As someone around for 9-11 and the "NEVER FORGET NUMBER #1 GREATEST TRAGEDY EVER IN HISTURY" response to it I am in thrilled and invigorated by the fact that younger people just make amogus memes and TikTok nonsense about it. A huge chunk of America cared more about it than any entire genocide and thought you would cry learning about it. They hoped it'd make every generation patriotically angry forever and ever and want to join the military. Instead you Photoshop the towers into squidwards house and shit. Never stop lol
I’m physically unable to take 9/11 seriously, entirely because my grade 9 english teacher was bizarrely obsessed with it. We basically had an entire unit on 9/11. We watched that documentary from those students that were doing a documentary of firefighters and wound up getting the only footage of the first plane hitting. We did a novel study of a book about some kid being in one of the towers for take your kid to work day and him and his dad squeezing past the wreckage of the plane to escape in time. We watched that Nic Cage movie of him being a firefighter during 9/11 that gets stuck in an elevator shaft when the place collapses. I am dead fucking serious, we had to make up fictional people that died in the attack, write an obituary for our 9/11sona’s, and then write and deliver a eulogy as their grief-stricken parent. At one point in the unit the teacher clarified that she hadn’t personally lost anyone to the attack, nor was she anywhere near New York when it happened. She never bothered to ask if any of us had actually lost someone in the attack, which kind of seems like a thing you should do before making us invent fictional victims to give eulogies for. The unit began with her demanding to know where we all were on the day of the attack and what we remembered, and she started crying when we told her that 1. we were two years old at the time and couldn’t remember shit fuck, the closest thing was one of the older kids kind of thought they remembered being very confused at adults freaking out over the TV but that could have been literally anything, and so this meant that 2. we were the last class she would ever teach that could possibly remember 9/11. Probably didn’t help that someone pointed out that we were the class born in 1999, so in two years she’d have students that hadn’t even been born during 9/11. That may have contributed to the teacher crying over the whole thing.
We’re Canadian.
That last sentence KILLED me. Jesus fuck.
Oh my god. I've never seen this post before, but I'd somehow still seen the phrase 9/11sona and been completely confused. I will now never be able to stop thinking about this post...

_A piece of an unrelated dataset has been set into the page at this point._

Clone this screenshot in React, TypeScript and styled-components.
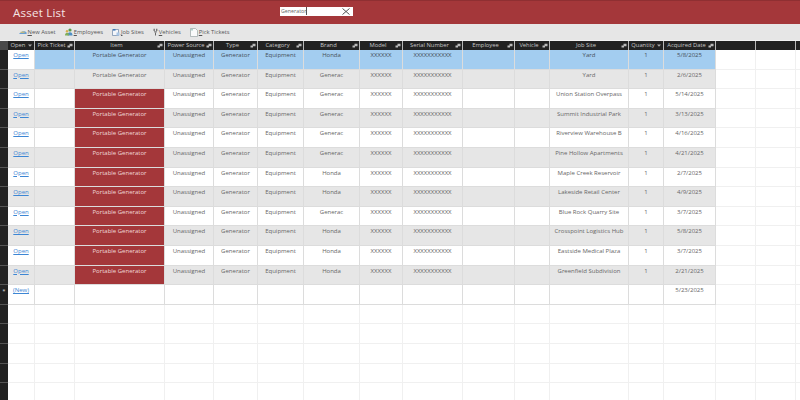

My experience with 9/11 as a person who didn't live through it is that every year of my primary + secondary education (except maybe 1st through 3rd?) at least one of my teachers would devote an entire lesson to how horrific 9/11 was. Now keep in mind, I have a severe anxiety disorder and autism. These lessons scared the shit out of me. Not because of a "patriotic sense of injustice", but because of how much emphasis was placed on how many people died. I was especially scared of that story about the third plane- I was genuinely terrified of the thought of a plane full of people knowing they were about to die and the fact that they kept the plane from hitting Washington D.C. did not at all make me feel better. And the thought of them calling their loved ones once they realized they were about to die? Terrified me even more because I couldn't stop fixating on how terrifying it would be to talk to a loved one knowing they were about to die. Then, in 8th or 9th grade a teacher said "Let's watch a video of the second tower getting hit!!" and I got scared before the video even started because here was this event I'd basically been trained to feel grief over (despite not being alive when it happened) and the teacher was about to play the footage of part of this event AS PART OF THE CLASS and for all I knew there would be an assignment on it. I left the class crying part way through the video because I couldn't watch the video without sobbing out of second-hand grief and anxiety.